First it will give them a valuable and possibly humbling insight into just how difficult it is to survive on the minimum wage, let alone anything less than that. Second, it will contribute significant savings that might be redirected into the pockets of the proposed ''green army'' (''Hunt's front-line troops on low pay,'' March 2, p11).
W Book, Hackett
Manufacturing spin
PAUL Malone's provocative, ''Spread the spoils of automation'' (SundayFocus, March 2, p18), suggests the apocryphal, perhaps anecdotal, exchange that took place between a Ford Motor Company executive and Automotive Workers Union, Walter Reuther (1953-54), while inspecting a Cleveland, Ohio, automated production line.
Executive: ''How will you get these robots to pay union dues?''
Reuther: ''How will you get these robots to buy your cars?''
With employment in industry rapidly reducing globally, ''the manufacture of consent'' (Walter Lippmann's 1922 prescient observation), courtesy of the merchants of spin, has outpaced production of material things. The richest 85 people in the world, ably assisted by global corporations, especially banking, pursue a Gordon Gekko greed-is-virtuous philosophy, using every marginally legal device to evade making contributions to infrastructure, through which they extract their ill gotten gains. The IMF and World Bank presage the corporates, smoothing their paths by imposing structural reform, i.e. lowering wages, raising taxes and privatising everything in public ownership.
That delicate flower of democracy, which Churchill described as superior to other forms of government, has long ago been treacherously poisoned by lobbyists and ''external'' forces.

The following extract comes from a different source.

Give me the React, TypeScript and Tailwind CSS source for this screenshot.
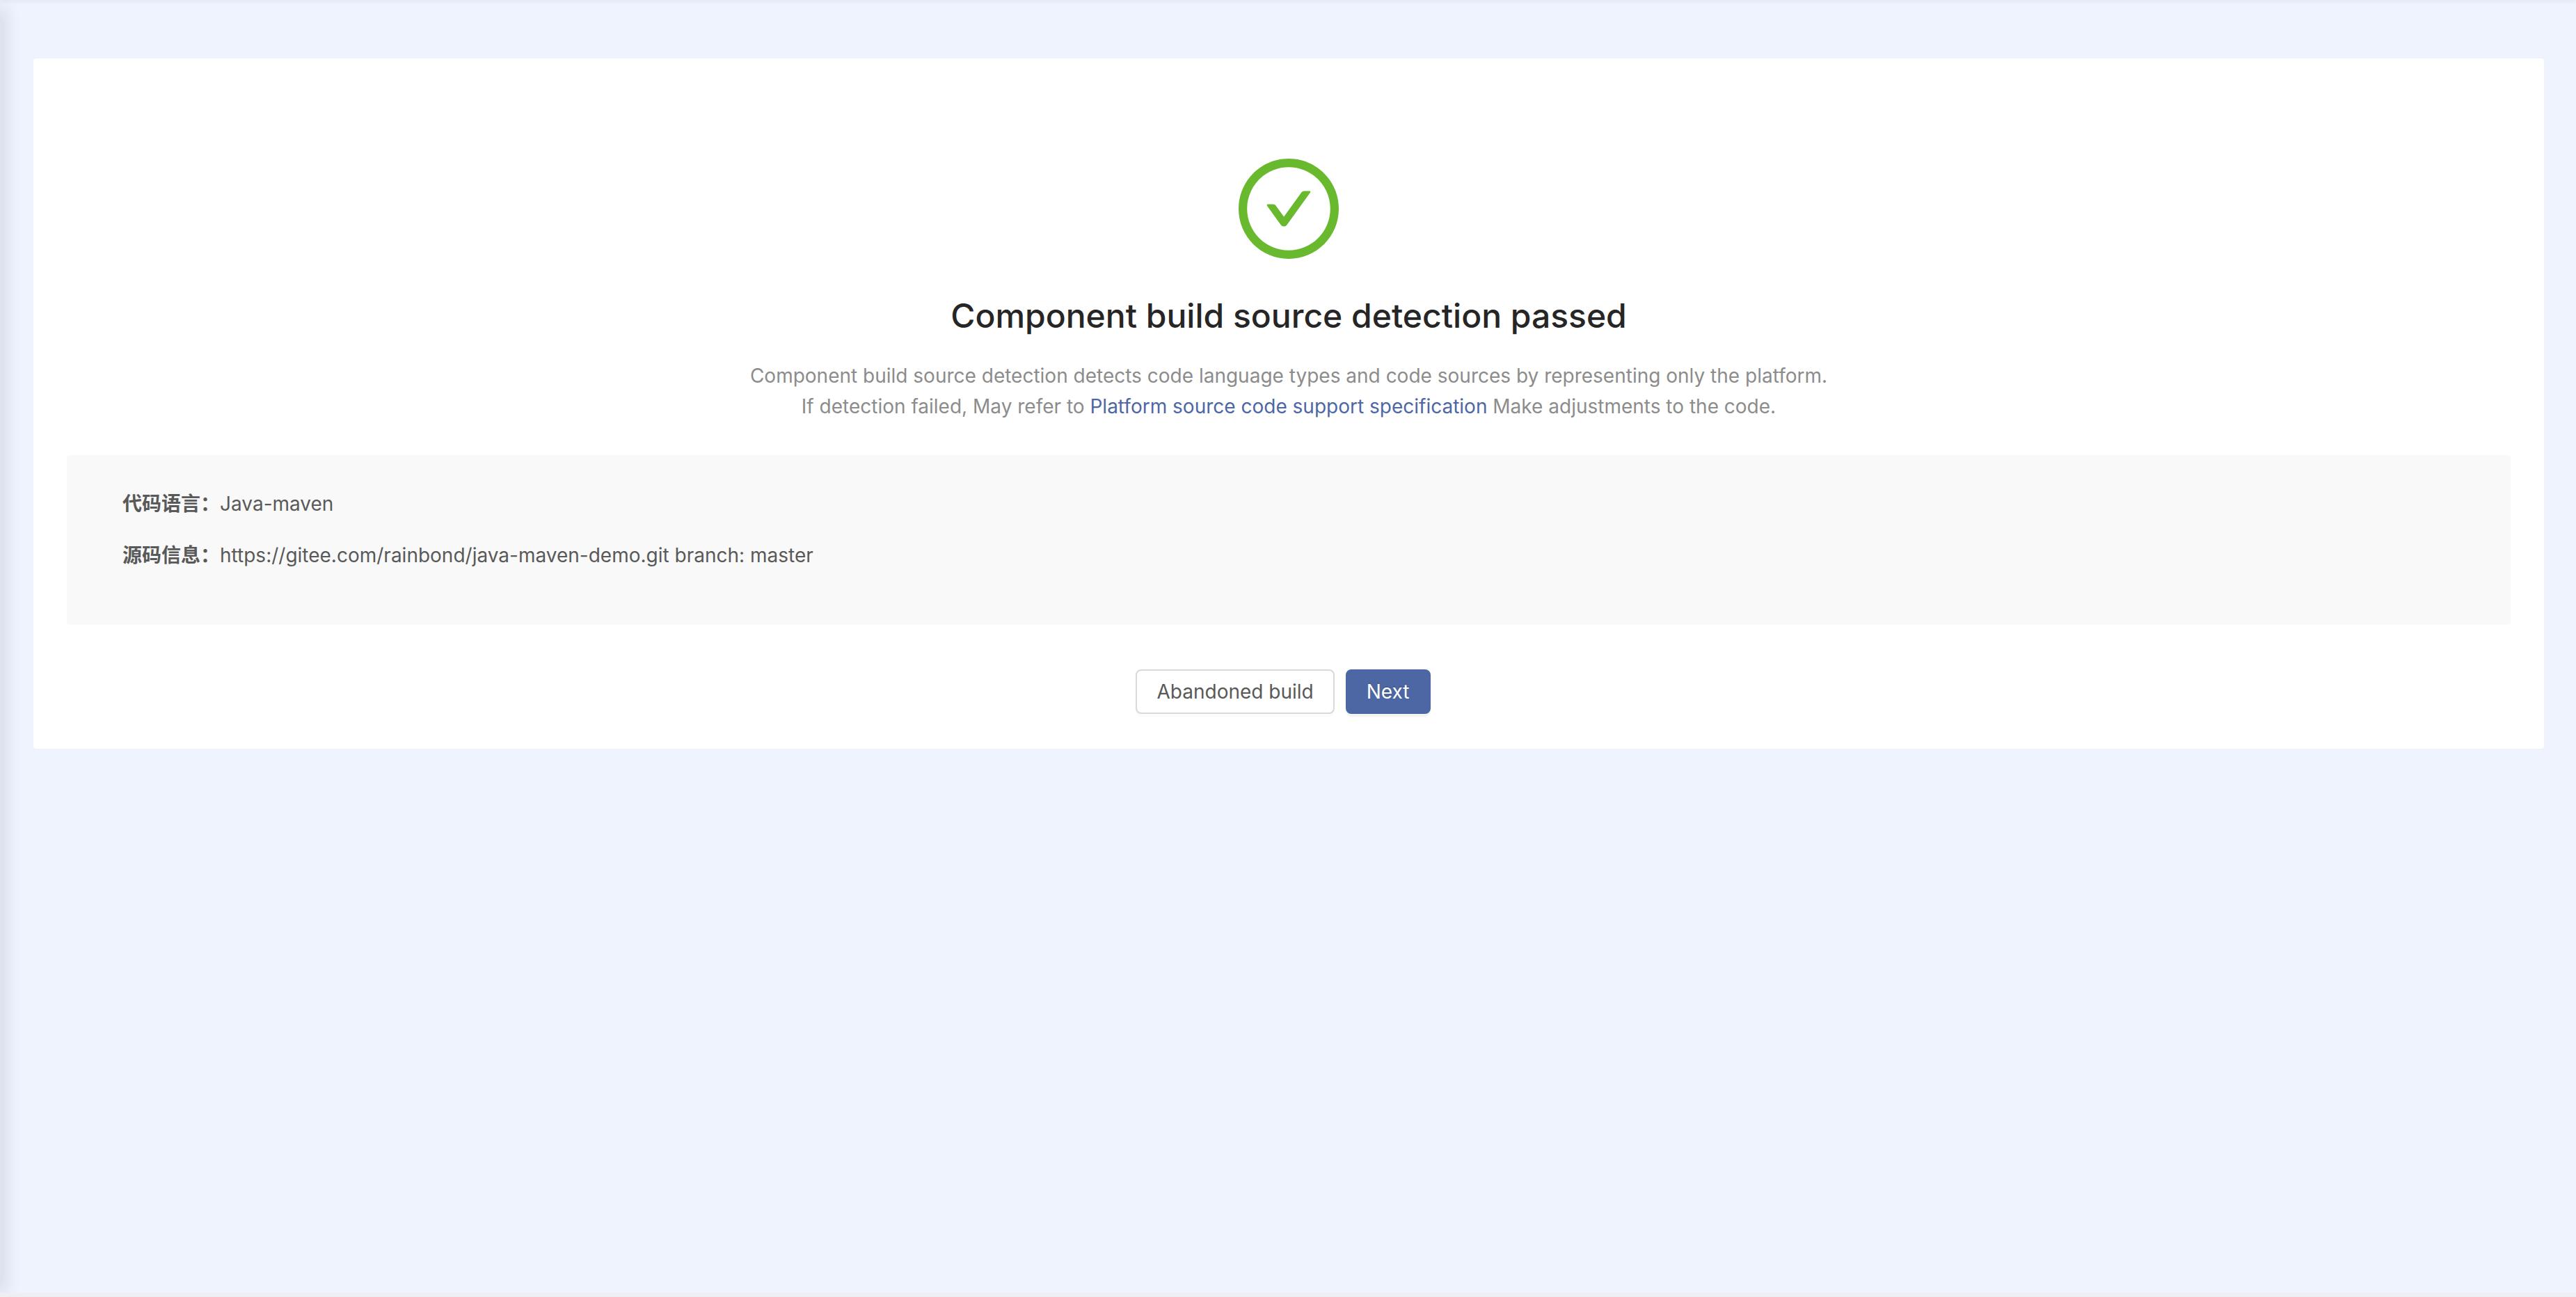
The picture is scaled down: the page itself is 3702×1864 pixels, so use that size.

In 1973 Salvador Allende was overthrown. Gough Whitlam in 1975, Kevin Rudd and Julia Gillard met the same fate, merely because they stood between big business and its avaricious appetite for untrammelled profits. Obscenely ''rewarded'' CEOs, in the mould of ''Chainsaw Al'' Dunlap, project their incompetence onto workers, treating them dismissively and demanding their time and expertise be charitable donations!
Albert M. White, Queanbeyan
Mixed messages
WITH reference to the article in The Canberra Times (March 3, p3) outlining minister Corbel's plan to almost eliminate rubbish going to landfill by introducing a bio-energy plant. Buried in the article was the phrase ''the plant would still produce carbon dioxide''. How is this plan reconciled with Corbel's vision to eliminate carbon-based generators from Canberra's power requirements.
Ed Dobson, Hughes
Refugee Women's Day?
I WONDER what International Women's Day celebrations Scott Morrison organised for the asylum-seeker women and girls fleeing rape, torture and murder who are imprisoned in Australia's concentration camps on Nauru, Manus Island?
John Passant, Kambah
ABC biased? Boring
THE ''bias'' word has been thrown about in relation to the ABC. At a local level, 666 is guilty of a more heinous B word. Boring. If the daytime presenters on 666 wish to conduct their personal book club meetings and special interest discourse, by all means do so in your own time and at your own expense.
If they wish to have a listening demographic outside of the 2602 postcode, please stop interviewing ''fascinating'' academics and mates who are having ''truly wonderful'' book or gallery launches and provide the great unwashed with information that has relevance and interest.
If 666 is in need of guidance, go back and listen to the broadcasts that were aired over January and take a few notes. If there was ever a case for Canberra being the dullest place on earth, 666 is the prosecution's key witness.